→ What to work on:
Return, without pictures, the lines from the start of the data through the one that contains "rounded-[3px] border border-[#c4cdd5]".
─── Data block ───
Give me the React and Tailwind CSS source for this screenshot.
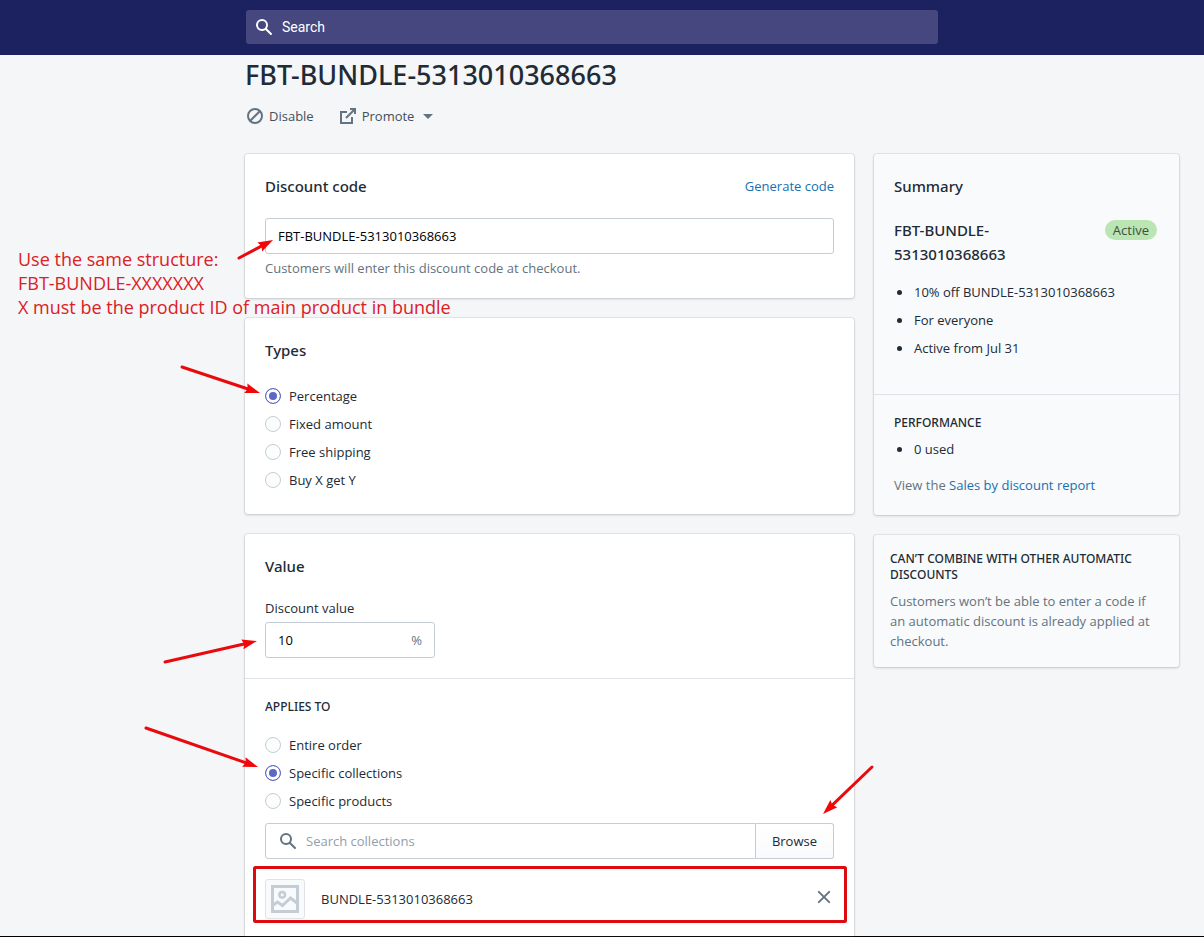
import React from "react";

const card =
  "rounded-[3px] shadow-[0_0_0_1px_rgba(63,63,68,0.08),0_1px_3px_0_rgba(63,63,68,0.2)]";
const sectionTitle = "font-['Noto_Sans',sans-serif] text-[15px] leading-6 font-medium text-[#212b36]";
const subTitle = "font-['Noto_Sans',sans-serif] text-[12px] leading-4 font-medium uppercase text-[#212b36]";
const fieldBox = "h-9 rounded-[3px] border border-[#c4cdd5] bg-white";

function SearchIcon({ className }) {
  return (
    <svg viewBox="0 0 20 20" className={className} fill="currentColor" aria-hidden="true">
      <path d="M8 12a4 4 0 1 1 0-8 4 4 0 0 1 0 8m9.707 4.293l-4.82-4.82A5.968 5.968 0 0 0 14 8 6 6 0 0 0 2 8a6 6 0 0 0 6 6 5.968 5.968 0 0 0 3.473-1.113l4.82 4.82a.997.997 0 0 0 1.414 0 .999.999 0 0 0 0-1.414" />
    </svg>
  );
}

function DisableIcon() {
  return (
    <svg viewBox="0 0 20 20" className="size-5 text-[#637381]" fill="none" stroke="currentColor" strokeWidth="2" aria-hidden="true">
      <circle cx="10" cy="10" r="7" />
      <path d="M5.2 14.8l9.6-9.6" />
    </svg>
  );
}

function ExternalIcon() {
  return (
    <svg viewBox="0 0 20 20" className="size-5 text-[#637381]" fill="none" stroke="currentColor" strokeWidth="2" aria-hidden="true">
      <path d="M9 6H3v11h11v-6" />
      <path d="M12 3h5v5M17 3l-9 9" />
    </svg>
  );
}

function ImageIcon() {
  return (
    <svg viewBox="0 0 28 28" className="size-7 text-[#c4cdd5]" fill="none" stroke="currentColor" strokeWidth="3" aria-hidden="true">
      <rect x="1.5" y="1.5" width="25" height="25" />
      <circle cx="11.2" cy="9.8" r="2.8" strokeWidth="2.6" />
      <path d="M1.5 20.5L6.5 17l5 3.5 8-7.5 7 5.5" />
    </svg>
  );
}

function CloseIcon() {
  return (
    <svg viewBox="0 0 20 20" className="size-5" fill="none" stroke="currentColor" strokeWidth="1.9" strokeLinecap="round" aria-hidden="true">
      <path d="M4.8 4.8l10.4 10.4M15.2 4.8L4.8 15.2" />
    </svg>
  );
}

function RadioList({ name, options, selected }) {
  return (
    <div className="flex flex-col">
      {options.map((option) => (
        <label key={option} className="flex h-7 items-center gap-2">
          <input
            type="radio"
            name={name}
            defaultChecked={option === selected}
            className="size-4 shrink-0 appearance-none rounded-full border border-[#c4cdd5] bg-[#fcfdfd] checked:border-[#5c6ac4] checked:bg-[#5c6ac4] checked:shadow-[inset_0_0_0_3px_#fff]"
          />
          {option}
        </label>
      ))}
    </div>
  );
}

function Bullets({ items }) {
  return (
    <ul className="flex flex-col gap-2">
      {items.map((item) => (
        <li key={item} className="flex items-center gap-3 pl-[3px]">
          <span className="size-[5px] rounded-full bg-[#212b36]" />
          {item}
        </li>
      ))}
    </ul>
  );
}

const arrows = [
  [239, 258, 273, 240],
  [182, 367, 260, 393],
  [165, 662, 257, 641],
  [146, 728, 258, 767],
  [872, 767, 823, 814],
];

function Annotations() {
  return (
    <div className="pointer-events-none absolute inset-0 overflow-hidden">
      <svg width="1204" height="937" className="absolute top-0 left-0" aria-hidden="true">
        {arrows.map(([x1, y1, x2, y2]) => {
          const length = Math.hypot(x2 - x1, y2 - y1);
          const angle = (Math.atan2(y2 - y1, x2 - x1) * 180) / Math.PI;
          return (
            <g key={x1} transform={`translate(${x2} ${y2}) rotate(${angle})`}>
              <path d={`M${-length} 0H-11`} stroke="#e90a0e" strokeWidth="3" strokeLinecap="round" />
              <path d="M0 0L-15 -5L-13 0L-15 5Z" fill="#f40508" />
            </g>
          );
        })}
        <rect x="254.5" y="867.5" width="591" height="54" rx="1" fill="none" stroke="#dd0a10" strokeWidth="3" />
      </svg>
      <p className="absolute top-[247px] left-[18px] text-[18px] leading-6 whitespace-nowrap text-[#dc2024]">
        Use the same structure:
        <br />
        FBT-BUNDLE-XXXXXXX
        <br />X must be the product ID of main product in bundle
      </p>
    </div>
  );
}

export default function App() {
  return (
    <div className="relative flex min-h-screen flex-col border-b border-black bg-[#f4f6f8] font-['Open_Sans',sans-serif] text-[13px] leading-5 text-[#212b36]">
      <header className="flex h-[55px] bg-[#1c2260] pt-[10px] pr-6 pl-[246px]">
        <label className="flex h-[34px] w-full max-w-[692px] items-center gap-2 rounded-[3px] bg-[#45477e] px-2 text-white">
          <SearchIcon className="size-5 shrink-0" />
          <input
            type="search"
            aria-label="Search"
            placeholder="Search"
            className="min-w-0 flex-1 bg-transparent font-['Roboto',sans-serif] text-[14px] outline-none placeholder:text-white"
          />
        </label>
      </header>

      <main className="flex flex-1 flex-col pr-[25px] pl-[245px]">
        <h1 className="font-['Noto_Sans',sans-serif] text-[27px] leading-10 font-medium">FBT-BUNDLE-5313010368663</h1>
        <div className="mt-[11px] flex gap-6 text-[#454f5b]">
          <button type="button" className="flex items-center gap-1">
            <DisableIcon />
            Disable
          </button>
          <button type="button" className="flex items-center gap-1">
            <ExternalIcon />
            Promote
            <svg viewBox="0 0 20 20" className="size-5 text-[#637381]" fill="currentColor" aria-hidden="true">
              <path d="M5 8l5 5 5-5z" />
            </svg>
          </button>
        </div>

        <div className="mt-7 grid flex-1 grid-cols-[minmax(0,1fr)_305px] gap-5">
          <div className="flex flex-col gap-5">
            <section className={`${card} bg-white p-5`}>
              <div className="flex items-center justify-between">
                <h2 className={sectionTitle}>Discount code</h2>
                <a href="#generate" className="text-[#1770b0]">Generate code</a>
              </div>
              <input
                aria-label="Discount code"
                aria-describedby="code-help"
                defaultValue="FBT-BUNDLE-5313010368663"
                className={`${fieldBox} mt-5 block w-full px-3 text-black`}
              />
              <p id="code-help" className="mt-1 text-[#637381]">
                Customers will enter this discount code at checkout.
              </p>
            </section>

            <section className={`${card} bg-white p-5`}>
              <h2 className={`${sectionTitle} mb-5`}>Types</h2>
              <RadioList
                name="type"
                options={["Percentage", "Fixed amount", "Free shipping", "Buy X get Y"]}
                selected="Percentage"
              />
            </section>

            <section className={`${card} flex-1 rounded-b-none bg-white`}>
              <div className="p-5">
                <h2 className={sectionTitle}>Value</h2>
                <label htmlFor="discount-value" className="mt-5 mb-1 block">
                  Discount value
                </label>
                <div className={`${fieldBox} flex w-[170px] items-center px-3`}>
                  <input
                    id="discount-value"
                    defaultValue="10"
                    className="min-w-0 flex-1 bg-transparent text-black outline-none"
                  />
                  <span className="text-[#637381]">%</span>
                </div>
              </div>
              <div className="border-t border-[#dfe3e8] px-5 pt-5">
                <h3 className={`${subTitle} mb-4`}>Applies to</h3>
                <RadioList
                  name="applies"
                  options={["Entire order", "Specific collections", "Specific products"]}
                  selected="Specific collections"
                />
                <div className="mt-2 flex">
                  <label className={`${fieldBox} flex min-w-0 flex-1 items-center gap-2 rounded-r-none px-3 text-[#637381]`}>
                    <SearchIcon className="size-5 shrink-0" />
                    <input
                      type="search"
                      aria-label="Search collections"
                      placeholder="Search collections"
                      className="min-w-0 flex-1 bg-transparent outline-none placeholder:text-[#919eab]"
                    />
                  </label>
                  <button
                    type="button"
                    className="h-9 rounded-r-[3px] border border-l-0 border-[#c4cdd5] bg-linear-to-b from-white to-[#f9fafb] px-4"
                  >
                    Browse
                  </button>
                </div>
                <div className="mt-5 flex items-center gap-4">
                  <div className="flex size-10 items-center justify-center rounded-[3px] border border-[#dfe3e8] bg-[#f9fafb]">
                    <ImageIcon />
                  </div>
                  <span className="flex-1">BUNDLE-5313010368663</span>
                  <button type="button" aria-label="Remove" className="mb-1 text-[#637381]">
                    <CloseIcon />
                  </button>
                </div>
              </div>
            </section>
          </div>

          <aside className="flex flex-col gap-5">
            <section className={`${card} bg-[#f9fafb]`}>
              <div className="px-5 pt-5 pb-9">
                <h2 className={`${sectionTitle} mb-5`}>Summary</h2>
                <div className="mb-4 flex items-start justify-between">
                  <p className={sectionTitle}>
                    FBT-BUNDLE-
                    <br />
                    5313010368663
                  </p>
                  <span className="mt-[2px] mr-[2px] rounded-full bg-[#bbe5b3] px-2 text-[#414f3e]">
                    Active
                  </span>
                </div>
                <Bullets items={["10% off BUNDLE-5313010368663", "For everyone", "Active from Jul 31"]} />
              </div>
              <div className="border-t border-[#dfe3e8] p-5">
                <h3 className={`${subTitle} mb-2`}>Performance</h3>
                <Bullets items={["0 used"]} />
                <p className="mt-4 text-[#637381]">
                  View the{" "}
                  <a href="#report" className="text-[#1770b0]">Sales by discount report</a>
                </p>
              </div>
            </section>

            <section className={`${card} bg-[#f9fafb] p-4`}>
              <h3 className={`${subTitle} mb-2`}>Can’t combine with other automatic discounts</h3>
              <p className="text-[#637381]">
                Customers won’t be able to enter a code if an automatic discount is already applied at checkout.
              </p>
            </section>
          </aside>
        </div>
      </main>
      <Annotations />
    </div>
  );
}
───
→ Correct output:
Give me the React and Tailwind CSS source for this screenshot.
import React from "react";

const card =
  "rounded-[3px] shadow-[0_0_0_1px_rgba(63,63,68,0.08),0_1px_3px_0_rgba(63,63,68,0.2)]";
const sectionTitle = "font-['Noto_Sans',sans-serif] text-[15px] leading-6 font-medium text-[#212b36]";
const subTitle = "font-['Noto_Sans',sans-serif] text-[12px] leading-4 font-medium uppercase text-[#212b36]";
const fieldBox = "h-9 rounded-[3px] border border-[#c4cdd5] bg-white";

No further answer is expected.